In some embodiments according to the invention, selectively removing includes selectively dry-etching the inter-metal insulator relative the capping layer. In some embodiments according to the invention, removing the capping layer includes selectively wet-etching the capping layer relative to the inter-metal insulator around the fuse. In some embodiments according to the invention, selectively wet-etching the capping layer relative to the inter-metal insulator around the fuse includes selectively wet-etching the capping layer relative to the inter-metal insulator around the fuse to recess the fuse to beneath a surface of the inter-metal insulator around the fuse by about 1000 Angstroms.
In some embodiments according to the invention, the inter-metal insulator is an oxide and the capping layer comprises Ti, TiN, and/or Ti/TiN. In some embodiments according to the invention, selectively wet-etching includes wet-etching using an etching solution of H2O2 or a mixture of H2O2 and water In some embodiments according to the invention, the capping layer is Ti/TiN and a metal film thereunder comprises Al.
In some embodiments according to the invention, selectively wet-etching the capping layer relative to the inter-metal insulator around the fuse further includes wet-etching using a solution of H2O2 at about 60 degrees Centigrade for about 11 minutes. In some embodiments according to the invention, the solution of H2O2 further includes a chemical solution that avoids etching of Ti and TiN. In some embodiments according to the invention, removing the capping layer from the fuse to expose a fuse metal film thereunder further includes wet-etching the capping layer to recess the fuse beneath a surface of the inter-metal insulator around the fuse to level sufficient to avoid contamination other fuses with debris from a laser cut of the fuse.

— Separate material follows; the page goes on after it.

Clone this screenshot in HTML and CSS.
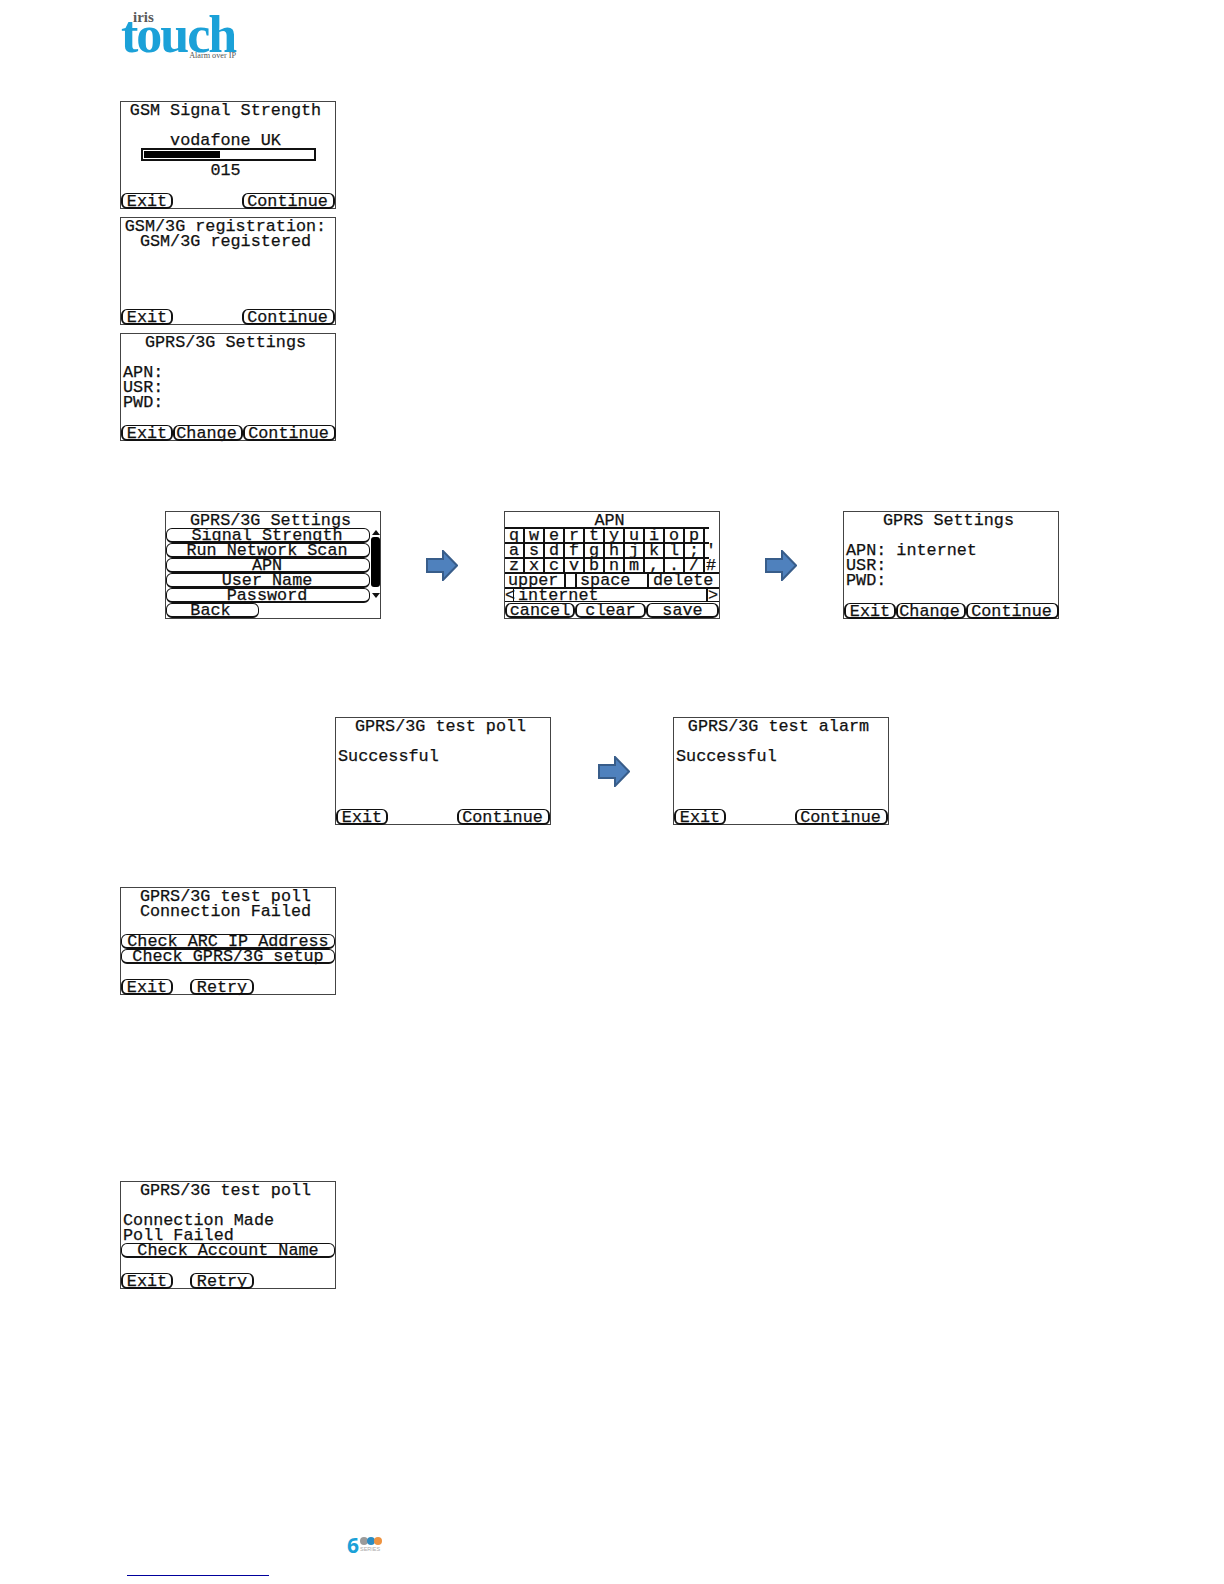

In some embodiments according to the invention, a method of forming a fuse in a semiconductor device can be provided by selectively dry-etching an inter-metal insulator to expose a fuse capping layer by recessing the inter-metal insulator around the fuse and selectively wet-etching the capping layer relative to the inter-metal insulator around the fuse to recess the fuse to beneath a surface of the inter-metal insulator around the fuse by about 1000 Angstroms using an etching solution comprising H2O2 or a mixture of H2O2 and water.
BRIEF DESCRIPTION OF THE DRAWINGS
The invention now will be described more fully hereinafter with reference to the accompanying drawings, in which embodiments of the invention are shown. However, this invention should not be construed as limited to the embodiments set forth herein. Rather, these embodiments are provided so that this disclosure will be thorough and complete, and will fully convey the scope of the invention to those skilled in the art. In the drawings, the thickness of layers and regions are exaggerated for clarity. As used herein the term “and/or” includes any and all combinations of one or more of the associated listed items.
The terminology used herein is for the purpose of describing particular embodiments only and is not intended to be limiting of the invention. As used herein, the singular forms “a”, “an” and “the” are intended to include the plural forms as well, unless the context clearly indicates otherwise. It will be further understood that the terms “comprises” and/or “comprising,” when used in this specification, specify the presence of stated features, integers, steps, operations, elements, and/or components, but do not preclude the presence or addition of one or more other features, integers, steps, operations, elements, components, and/or groups thereof.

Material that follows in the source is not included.